- Origin: Vancouver, British Columbia, Canada
- Genres: Rock
- Years active: 2008–2012 (hiatus)
- Labels: Light Organ Records
- Members: Malcolm Jack; James Younger; Francesco Lyon; Ben Frey;
- Website: sunwizard.bandcamp.com

= Sun Wizard =

Sun Wizard is a band formed in Vancouver in 2008 by James Younger, Malcolm Jack, and Francesco Lyon. Ben Frey later joined the band.

They self-released their first EP, 'When They Were Right', in the summer of 2009. This attracted local indie label Light Organ Records, and they released their first seven-inch, 'Quit Acting Cold', in the summer of 2010. Positively 4th Avenue followed this, their first full-length album. Positively 4th Avenue was recorded by Colin Stewart and Dave Ogilvie and featured two singles, 'World's Got A Handle' and 'Middle Of My Heart'.
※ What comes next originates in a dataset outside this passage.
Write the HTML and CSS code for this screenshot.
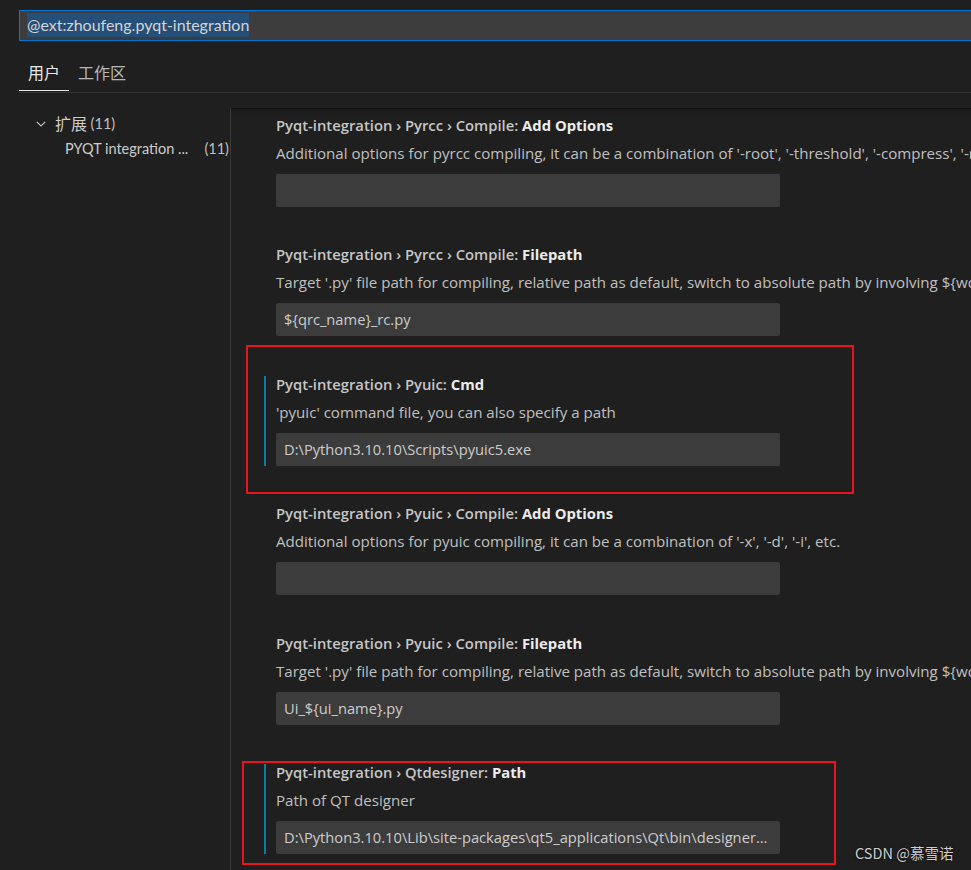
FILE: index.html
```html
<!DOCTYPE html>
<html lang="zh-CN">
<head>
<meta charset="utf-8">
<title>Settings</title>
<link rel="stylesheet" href="styles.css">
</head>
<body>
<div class="page">
  <div class="search"><span class="sel">@ext:zhoufeng.pyqt-integration</span></div>
  <div class="tabs">
    <div class="tab active"><span class="cjk">用户</span></div>
    <div class="tab"><span class="cjk">工作区</span></div>
  </div>
  <div class="main">
    <nav class="toc">
      <div class="toc-row group">
        <svg class="chev" width="10" height="10" viewBox="0 0 10 10"><path d="M0.8 2.8 L5 7 L9.2 2.8" fill="none" stroke="#c5c5c5" stroke-width="1.1"/></svg>
        <span class="cjk">扩展</span>&nbsp;<span class="count">(11)</span>
      </div>
      <div class="toc-row sub">
        <span>PYQT integration ...</span><span class="count">(11)</span>
      </div>
    </nav>
    <section class="pane">
      <div class="setting">
        <div class="title">Pyqt-integration › Pyrcc › Compile: <b>Add Options</b></div>
        <div class="desc">Additional options for pyrcc compiling, it can be a combination of '-root', '-threshold', '-compress', '-no-compress', '-binary', etc.</div>
        <div class="input"></div>
      </div>
      <div class="setting">
        <div class="title">Pyqt-integration › Pyrcc › Compile: <b>Filepath</b></div>
        <div class="desc">Target '.py' file path for compiling, relative path as default, switch to absolute path by involving ${workspace}</div>
        <div class="input">${qrc_name}_rc.py</div>
      </div>
      <div class="setting modified">
        <div class="title">Pyqt-integration › Pyuic: <b>Cmd</b></div>
        <div class="desc">'pyuic' command file, you can also specify a path</div>
        <div class="input">D:\Python3.10.10\Scripts\pyuic5.exe</div>
      </div>
      <div class="setting">
        <div class="title">Pyqt-integration › Pyuic › Compile: <b>Add Options</b></div>
        <div class="desc">Additional options for pyuic compiling, it can be a combination of '-x', '-d', '-i', etc.</div>
        <div class="input"></div>
      </div>
      <div class="setting">
        <div class="title">Pyqt-integration › Pyuic › Compile: <b>Filepath</b></div>
        <div class="desc">Target '.py' file path for compiling, relative path as default, switch to absolute path by involving ${workspace}</div>
        <div class="input">Ui_${ui_name}.py</div>
      </div>
      <div class="setting modified">
        <div class="title">Pyqt-integration › Qtdesigner: <b>Path</b></div>
        <div class="desc">Path of QT designer</div>
        <div class="input">D:\Python3.10.10\Lib\site-packages\qt5_applications\Qt\bin\designer.exe</div>
      </div>
    </section>
  </div>
  <div class="mark mark-cmd"></div>
  <div class="mark mark-path"></div>
  <div class="watermark">CSDN @慕雪诺</div>
</div>
</body>
</html>
```
FILE: styles.css
```css
html, body {
  margin: 0;
  padding: 0;
  background: #1f1f1f;
  overflow: hidden;
}
body {
  width: 971px;
  height: 870px;
  font-family: Lato, "Liberation Sans", "Noto Sans CJK SC", sans-serif;
  font-size: 14px;
  color: #cccccc;
}
.page {
  position: relative;
  width: 971px;
  height: 870px;
  overflow: hidden;
}
.cjk {
  font-family: "Noto Sans CJK SC", sans-serif;
  font-size: 16px;
}
.search {
  margin: 10px 0 0 19px;
  width: 980px;
  height: 31px;
  box-sizing: border-box;
  border: 1px solid #0078d4;
  border-right: none;
  background: #3c3c3c;
  padding: 2px 0 0 7px;
}
.sel {
  display: inline-block;
  height: 24px;
  line-height: 24px;
  background: #264f78;
  color: #d4d4d4;
  font-size: 16px;
  padding: 0;
}
.tabs {
  margin-left: 19px;
  height: 51px;
  display: flex;
  border-bottom: 1px solid #353535;
}
.tab {
  height: 50px;
  box-sizing: border-box;
  padding: 13px 9px 0;
  display: flex;
  align-items: center;
  border-bottom: 1px solid transparent;
  color: #b8b8b8;
}
.tab.active {
  border-bottom-color: #e7e7e7;
  color: #e7e7e7;
}
.main {
  display: flex;
  height: 777px;
}
.toc {
  width: 230px;
  flex: none;
  padding-top: 18px;
  box-sizing: border-box;
}
.toc-row {
  height: 25px;
  line-height: 25px;
  display: flex;
  align-items: center;
  white-space: nowrap;
}
.toc-row.group {
  padding-left: 36px;
}
.chev {
  margin-right: 9px;
  flex: none;
}
.toc-row.sub {
  padding-left: 65px;
  padding-right: 1px;
  justify-content: space-between;
  font-size: 14.5px;
}
.count {
  color: #c0c0c0;
  font-size: 14.5px;
}
.pane {
  flex: 1;
  margin-top: 15px;
  border-left: 1px solid #3a3a3a;
  padding-top: 9px;
  box-shadow: inset 0 6px 5px -6px #000000;
  overflow: hidden;
  font-family: "Open Sans", Lato, sans-serif;
}
.setting {
  margin-left: 33px;
  margin-bottom: 39.4px;
  border-left: 2px solid transparent;
  padding-left: 10px;
}
.setting.modified {
  border-left-color: #0c7d9d;
}
.title {
  height: 16px;
  line-height: 16px;
  font-weight: 600;
  color: #c6c6c6;
  white-space: nowrap;
  font-size: 14.8px;
}
.title b {
  font-weight: 700;
  color: #ececec;
}
.desc {
  margin-top: 10px;
  height: 20px;
  line-height: 20px;
  color: #c0c0c0;
  white-space: nowrap;
  font-size: 15.1px;
}
.input {
  margin-top: 11px;
  width: 504px;
  height: 33px;
  box-sizing: border-box;
  line-height: 33px;
  padding: 0 11px 0 8px;
  background: #3c3c3c;
  border-radius: 2px;
  color: #cccccc;
  white-space: nowrap;
  overflow: hidden;
  text-overflow: ellipsis;
  font-size: 14.7px;
}
.mark {
  position: absolute;
  border: 2px solid #e8141f;
  box-sizing: border-box;
}
.mark-cmd {
  left: 246px;
  top: 345px;
  width: 608px;
  height: 149px;
}
.mark-path {
  left: 242px;
  top: 761px;
  width: 594px;
  height: 104px;
}
.watermark {
  position: absolute;
  left: 855px;
  top: 843px;
  font-family: "Noto Sans CJK SC", sans-serif;
  font-size: 14.5px;
  line-height: 20px;
  color: #cfcfcf;
  text-shadow: 0 0 2px #000;
}
```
After Sun Wizard, James Younger released a solo album named Feelin' American, Malcolm Jack formed Capitol 6, releasing Pretty Lost with them and released his first solo album, I'm My Own Bewitchment. Jack also formed Dada Plan, releasing A Dada Plan is Free in 2014. Ben Frey joined The Shilohs, releasing So Wild with the band.